Pada 22 Maret 2009, Bayanah mendapat pemaafan dari keluarga korban tetapi ia masih dikenai denda berupa pembayaran diyat sebesar 55.000 Real Saudi dan telah dibayar penuh pihak KBRI.
Pada 26 Oktober 2011, Ketua Satgas TKI Maftuh Basyuni bertemu Gubernur Riyadh untuk menanyakan pembebasan Bayanah yang tidak terbukti membunuh korban dan pada 30 Oktober 2011, kantor Gubernur Riyadh mengirim telegram ke penjara Al Malaaz untuk membebaskan Bayanah.
Untuk kasus Jamilah Binti Abidin Rofi?i, tuduhannya melakukan pembunuhan atas majikannya, Salim Al Ruqi (80) dan bertempat tinggal di wilayah Dhahir, Makkah. Hal itu dilakukan setelah Salim berupaya memperkosanya. Sejak 14 Maret 2007 Jamilah ditahan di Penjara Umum Makkah.
Pada 19 Mei 2009, pengadilan menyatakan Jamilah bersalah dan dijatuhi hukuman mati karena tuduhan membunuh korban dengan sebilah besi seusai bertengkar dengannya. Kasus itu pun maju ke Pengadilan Tinggi Arab Saudi pada pertengahan 2010.

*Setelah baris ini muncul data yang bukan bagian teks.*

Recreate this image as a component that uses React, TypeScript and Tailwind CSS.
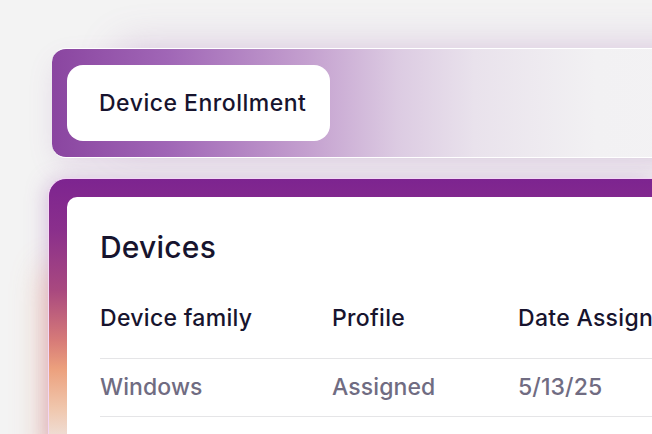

Kemudian, Jamilah dikunjungi KJRI Jeddah di penjara pada 17 Januari 2011, untuk menyiapkan surat permohonan kepada majelis hakim agar dibebaskan dari hukuman mati dengan alasan demi pembelaan diri. Dan pada Mei 2011, Jamilah mendapat pemaafan keluarga korban melalui anaknya, Ali Seha Al Ruqi di hadapan Raja Abdullah tanpa kewajiban membayar diyat.
Sementara itu, Neneng Sunengsih Binti Mamih, pemegang paspor AP 482272 ditempatkan oleh PT Jasmindo Olah Bakat pada awal 2011 untuk bekerja di Riyadh pada keluarga Asraf Roja Al Rajani. Neneng menghadapi tuduhan membunuh bayi majikannya berusia empat bulan setelah meminumkan susu, yang membuatnya meringkuk di Penjara Al Jouf, Riyadh.
Karena kasusnya juga tidak terbukti secara hukum, Neneng dibebaskan dan tidak diharuskan memenuhi diyat.